SUMA bear pit draws questions on infrastructure, addictions and Diefenbaker project

Kayle Neis/Regina Leader-Post. Premier Scott Moe and his ministers answer questions during the SUMA bear pit at the Viterra International Trade Centre in Regina on Wednesday, April 17, 2024 in Regina.

Alec Salloum, Regina Leader-Post

The Q&A session held on Wednesday morning in Regina saw delegations from all over the province quiz the premier and cabinet.

This year’s bear pit at the Saskatchewan Urban Municipalities Association (SUMA) annual convention in Regina saw Premier Scott Moe and his cabinet questioned on matters of infrastructure, mental health, addictions and also safety.

A man from Prince Albert spoke midway through the session, saying he addressed the premier and cabinet last year at the SUMA bear pit to ask for some of the surplus posted in the 2023-24 budget to go toward addressing poverty, addictions and reconciliation.

“I see the suffering continue,” said the man. “My people continue to die in the streets of exposure, of addictions, of mental illness — without access to supports, without access to resources, and without access to care.”

Premier Scott Moe said in order to address and prosecute the presence of illicit drugs in communities throughout Saskatchewan “we’ll need to have a little bit of movement with respect to the Criminal Code of Canada.”

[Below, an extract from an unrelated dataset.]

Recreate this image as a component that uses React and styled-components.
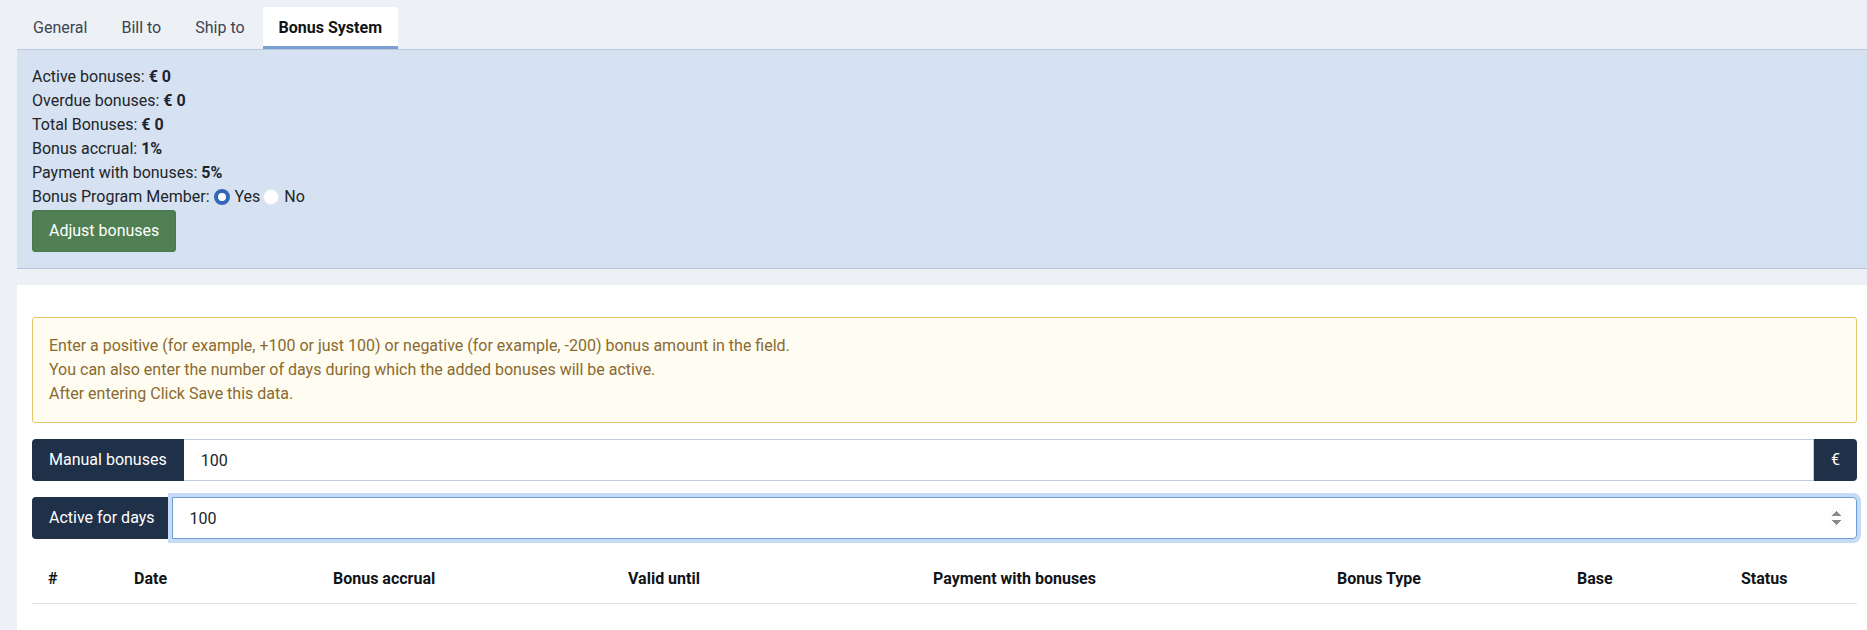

Moe spoke of coming investments like a $50-million update to the mental health and addiction action plan and $40 million to build new supports in Saskatchewan.

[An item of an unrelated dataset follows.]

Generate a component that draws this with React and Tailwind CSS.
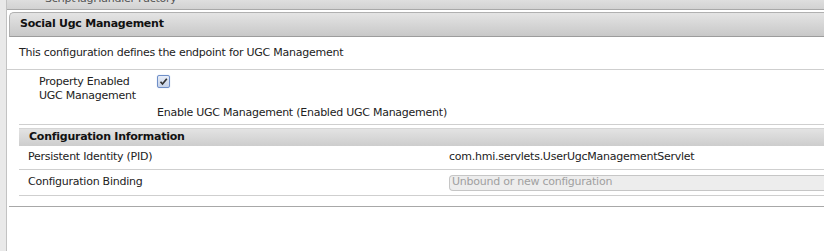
import React from "react";

export default function App() {
  const font = { fontFamily: '"DejaVu Sans", Verdana, sans-serif' };
  return (
    <div className="w-[824px] h-[251px] overflow-hidden bg-[#e9e9e9] flex text-[11px] tracking-[-0.25px] text-[#222]" style={font}>
      <div className="w-[6px] shrink-0" />
      <div className="flex-1 bg-white border-l border-[#c2c2c2] flex flex-col">
        <div className="h-[10px] bg-gradient-to-b from-[#dedede] to-[#d2d2d2] border-b border-[#a8a8a8] overflow-hidden relative">
          <div className="absolute left-[38px] top-[-9px] text-[#555] text-[11px]">ScriptTagHandler Factory</div>
        </div>
        <div className="h-[2px]" />
        <div className="ml-[2px] h-[25px] rounded-tl-[5px] border border-r-0 border-[#b0b0b0] border-b-[#9c9c9c] bg-gradient-to-b from-[#e4e4e4] to-[#c8c8c8] flex items-center pl-[10px] font-bold text-[#111]">
          Social Ugc Management
        </div>
        <div className="pl-[12px] pt-[8px] h-[33px] border-b border-[#cfcfcf]">
          This configuration defines the endpoint for UGC Management
        </div>
        <div className="ml-[12px] border-b border-[#cfcfcf] h-[55px] flex">
          <div className="w-[138px] pl-[20px] pt-[5px] leading-[14px]">
            Property Enabled<br />UGC Management
          </div>
          <div className="flex flex-col">
            <div className="mt-[5px] w-[13px] h-[13px] rounded-[2px] border border-[#6f8fc8] bg-gradient-to-b from-[#e8eef8] to-[#c6d2e8] flex items-center justify-center shadow-[0_0_1px_#9db4e0]">
              <svg width="9" height="9" viewBox="0 0 9 9"><path d="M1.5 4.8 L3.5 7 L7.8 1.8" stroke="#333" strokeWidth="1.7" fill="none" /></svg>
            </div>
            <div className="mt-[17px]">Enable UGC Management (Enabled UGC Management)</div>
          </div>
        </div>
        <div className="ml-[12px] mt-[3px] h-[18px] bg-gradient-to-b from-[#e3e3e3] to-[#cdcdcd] border-t border-[#d5d5d5] flex items-center pl-[10px] font-bold text-[#111]">
          Configuration Information
        </div>
        <div className="ml-[12px] h-[24px] border-b border-[#cfcfcf] flex items-center">
          <div className="w-[430px] pl-[9px]">Persistent Identity (PID)</div>
          <div>com.hmi.servlets.UserUgcManagementServlet</div>
        </div>
        <div className="ml-[12px] h-[26px] border-b border-[#cfcfcf] flex items-center">
          <div className="w-[430px] pl-[9px]">Configuration Binding</div>
          <div className="flex-1 h-[16px] rounded-l-[4px] border border-r-0 border-[#c6c6c6] bg-[#ededed] text-[#a0a0a0] pl-[2px] flex items-center">Unbound or new configuration</div>
        </div>
        <div className="h-[11px] border-b border-[#a8a8a8] ml-[2px]" />
      </div>
    </div>
  );
}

Coun. Cheryl Stadnichuk (Ward 1 – Regina) asked about the Diefenbaker irrigation project, saying she had concerns about how it could affect drinking water in Saskatchewan. Stadnichuk said she’s fielded some questions from concerned citizens around the irrigation project and wanted to know what kind of agreements would there be with downstream communities.

Also, she wanted to know what kind of environmental impact assessments would be done.

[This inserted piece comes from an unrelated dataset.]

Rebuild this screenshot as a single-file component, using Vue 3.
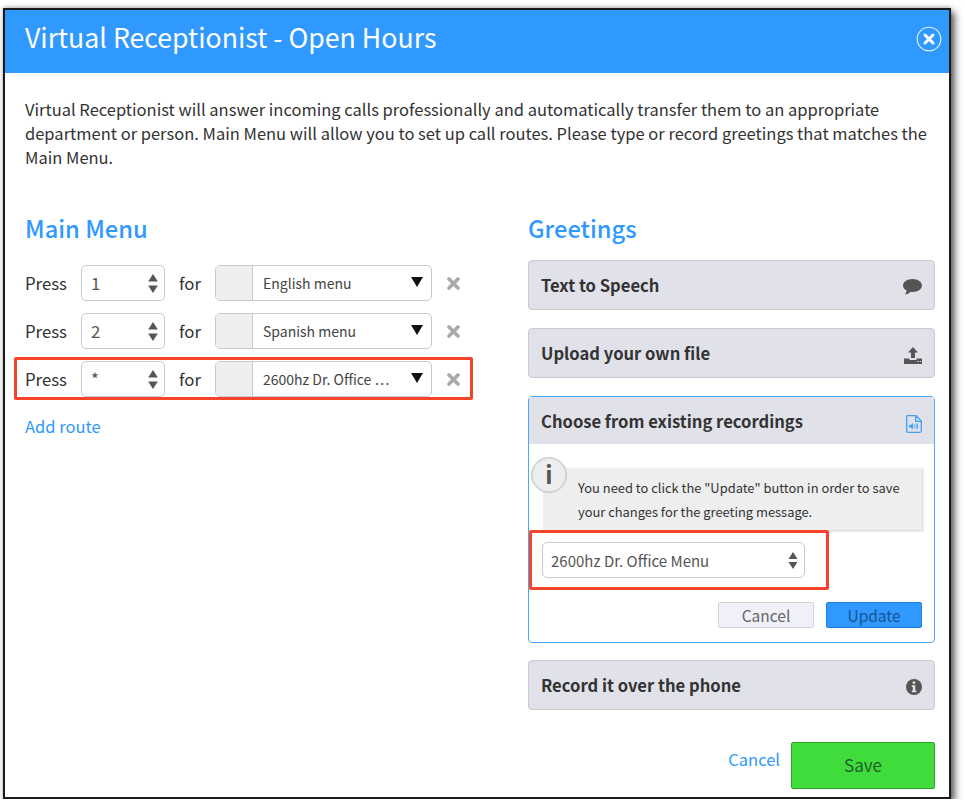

Minister of Agriculture and the Water Security Agency (WSA) David Marit responded saying the WSA “has done an awful lot of work on this project and the importance of water.”

He said right now Lake Diefenbaker could provide a city of 300,000 people with water for 18 years.

“We are obviously watching our reservoir levels and are very confident,” he said.

Randy Goulden, president of SUMA, said people in Saskatchewan expect the province and the federal government to support them when it comes to infrastructure builds.

“It does not matter where those urban communities are or the size,” she said. “They expect clean drinking water, they expect wastewater to be looked after and the drainage is looked after.”

Meanwhile, speaking after the bear pit, Minister of Government Relations Don McMorris said mental health and addictions issues came up frequently in talks over the course of the convention.

“This isn’t just a big-city issue, addictions and homelessness,” he said. “It’s happening in all communities and obviously that was voiced by the delegates here today.”

Goulden added that, while there is concern with respect to crime and there is some focus on the number of officers on the ground, mental health and addictions are front of mind for many.

“We need to work with our provincial government and with our federal government to provide the very best places that they can live,” she said.